Friday, May 22, 2015

Comedy Month Selection V: My Aluminum Hat


 
MY ALUMINUM HAT

by

Anthonystjoseph

      I hate it when I meet someone on an airplane and we make a date and then when the plane lands and airport security gives me my aluminum hat back, they act like they don’t know me…  Makes me sad.  I am still going to start a group for all my peers and associates who are in the know and realize that an aluminum hat is essential for our survival as a species.  The takeover by the intruders is inevitable and almost completely unstoppable.  The only form of protection we have is the ‘aluminum hat’ which has been disparaged, maligned, and laughed at by all who haven’t experienced the serene calm and silence that an aluminum hat can provide…  I know you’re thinking that the silence is because everyone avoids me and my aluminum hat but you would be wrong.  The silence is the result of the aluminum preventing the noises of the grid from getting in to my head.
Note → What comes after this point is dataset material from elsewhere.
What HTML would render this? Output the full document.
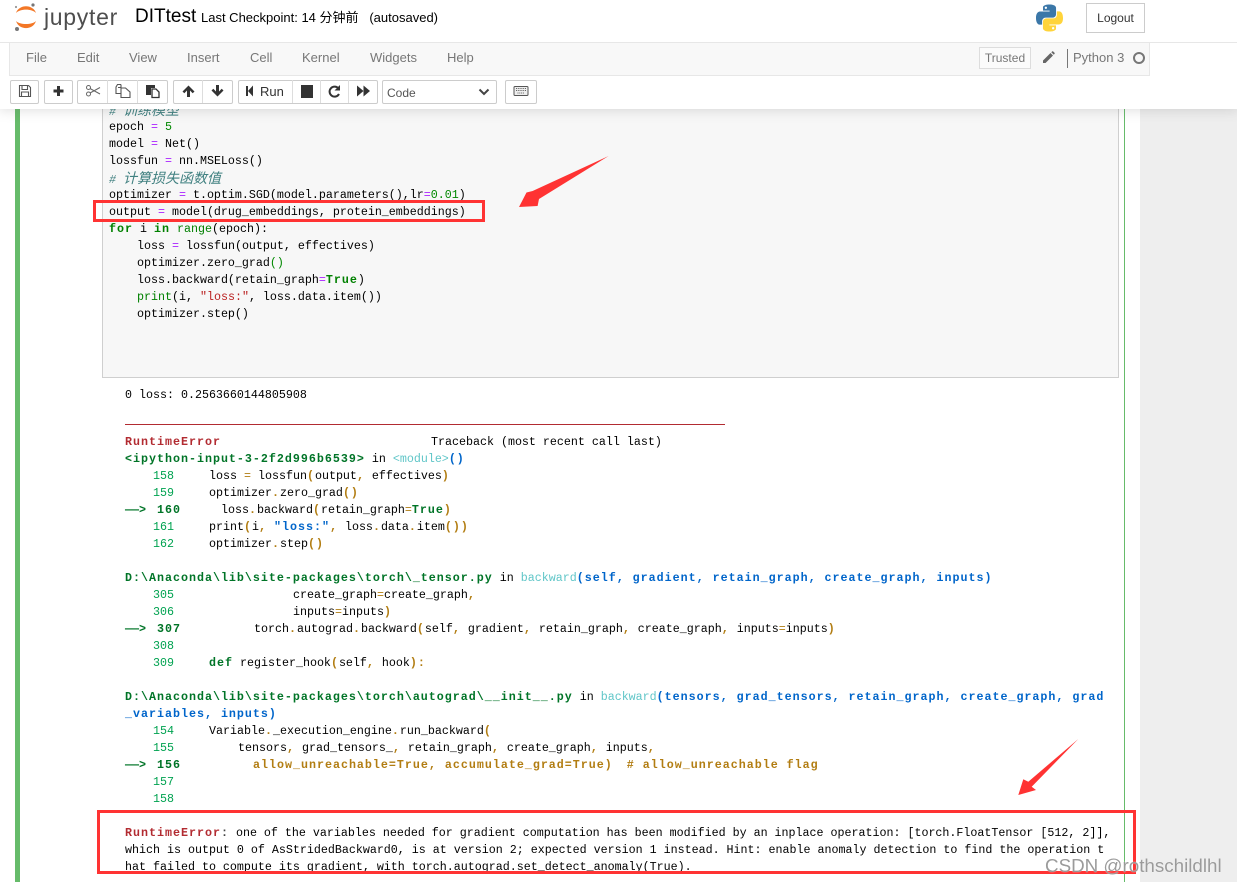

     I remember as a child when I fell asleep with the leftover aluminum from a popcorn tin on my leg and waking up and realizing the comfort and peace that my leg was feeling as if it was completely relaxed…  It made me ponder the wonderful qualities of aluminum right then and there.  As I got older and started sleeping with all the old popcorn tins I could muster and using Reynolds Wraps widest rolls of aluminum as sheets; I knew then, I had found a cure to all the humming and endless chatter of strange voices in my head.  Never again would I be caught dead without my protector and hero, aluminum.

     Two years after sleeping in the comfort of self designed aluminum sheets I saw the movie ‘Signs’ at the young influential age of twelve years old and realized that the aluminum hat was the only way to go.  I realized I could have my nightly serenity on a twenty-four-hour a day basis…  I have never been without my custom made aluminum hat since.

     Now as to the present dilemma of what to call my ‘aluminum hat’ group, I’m thinking of a few names such as:

·       ‘YEAH IT’S ALUMINUM, AND’

·       ‘I’m not wearing my aluminum hat right now because my therapist is testing a theory’

·       ‘I HAD my aluminum hat but that alien who just ran past you TOOK IT!’

·       ‘I’m not wearing my aluminum hat because they took it when they put me in this padded cell’

·       ‘What padded CELL’

·       ‘My aluminum hat is in my other car’

·       ‘You need to try ALUMINUM’

·       ‘Shirley Maclaine has one just like it’

·       ‘You better run for COVER!’

·       ‘THEY’RE HERE’

·       ‘GET YOUR OWN DAMN HAT’

·       ‘My aluminum has a second name, it’s b-o-l-o-n-e-Y’

·       ‘YOU BENT IT!’

     All in all, I wish I could help the world to heal and realize that ALUMINUM is our only protection and salvation in this harsh world of inevitable takeover.  As far as ‘aluminum’ is concerned, I’m starting with the ‘man in the mirror’.  If you have a suggestion for the name of my group of ‘aluminum hat’ wearers please submit it below ~ thank you in advance ~ may the ‘aluminum’ be with you.